La page 10 comprend la description d'une initiative particulière découlant des fonds du ministère de l'Agriculture. Il s'agit d'un programme créé spécialement pour répondre aux besoins des collectivités rurales agricoles, et qui reconnaît que les collectivités sont perturbées par les changements et qu'elles ont parfois besoin d'aide pour gérer leur avenir. Les fonds proviennent du ministère. Le Secrétariat rural a été chargé de la gestion de ce programme en raison de notre connaissance et de notre expérience des questions de développement rural. L'accent est mis sur les besoins des collectivités agricoles.
En page 11 se trouve la description d'une nouvelle initiative, quelque peu semblable à celle de la page précédente. Elle est également centrée sur les collectivités agricoles. Elle met l'accent sur les collectivités linguistiques minoritaires et a beaucoup d'objectifs communs avec la précédente. Cette initiative découle de la responsabilité du gouvernement fédéral prévue aux articles 41 et 42 de la Loi sur les langues officielles, en vertu desquels il doit aider les collectivités linguistiques minoritaires à se développer.
À la page 12, mes remarques préliminaires sont reprises en conclusion. Pour résumer, notre travail, au Partenariat rural canadien du Secrétariat rural, consiste à 9uvrer horizontalement dans les ministères du gouvernement pour unir les efforts collectifs de tous les ministères autour des questions rurales. C'est là le rôle principal que nous jouons au sein du Secrétariat rural.

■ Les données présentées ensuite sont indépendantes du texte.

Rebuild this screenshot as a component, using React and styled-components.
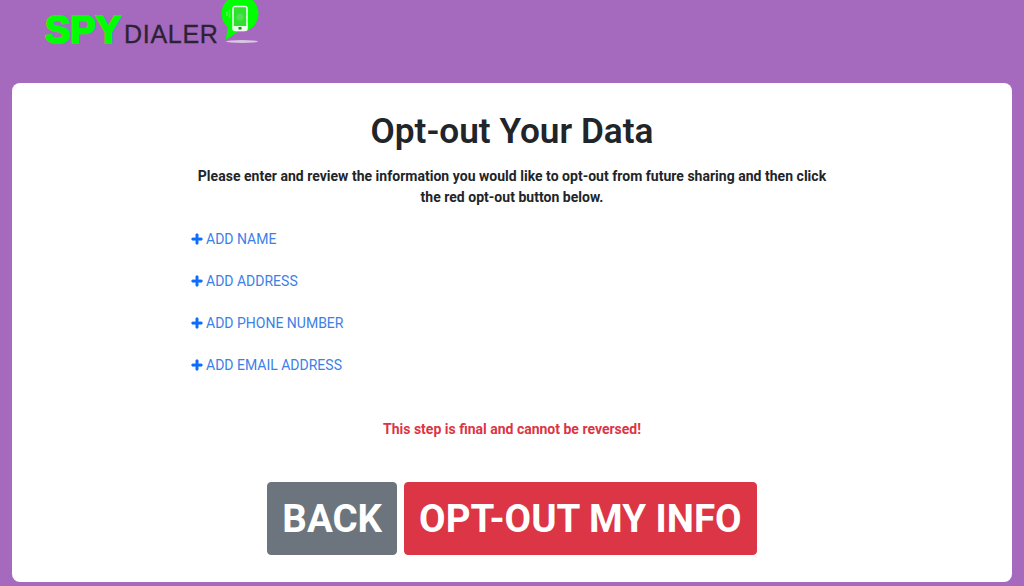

Le sénateur Stratton: Merci d'être là. Le Partenariat existe depuis l'exercice 1998-1999. Est-ce à cette époque que vous avez commencé?
M. Doyle: Oui. Le Partenariat rural canadien a été créé en 1998.
Le sénateur Stratton: Depuis cette date, y a-t-il eu des recherches significatives sur les raisons pour lesquelles certaines régions et villes rurales réussissent et d'autres pas?
M. Doyle: Oui, bien sûr. Monsieur le président, comme cette question porte sur la recherche, j'aimerais inviter ma collègue, Heather Clemenson, qui est la gestionnaire de notre programme de recherche, à y donner une réponse plus précise et plus détaillée. Oui, nous avons entrepris des recherches sur ce thème.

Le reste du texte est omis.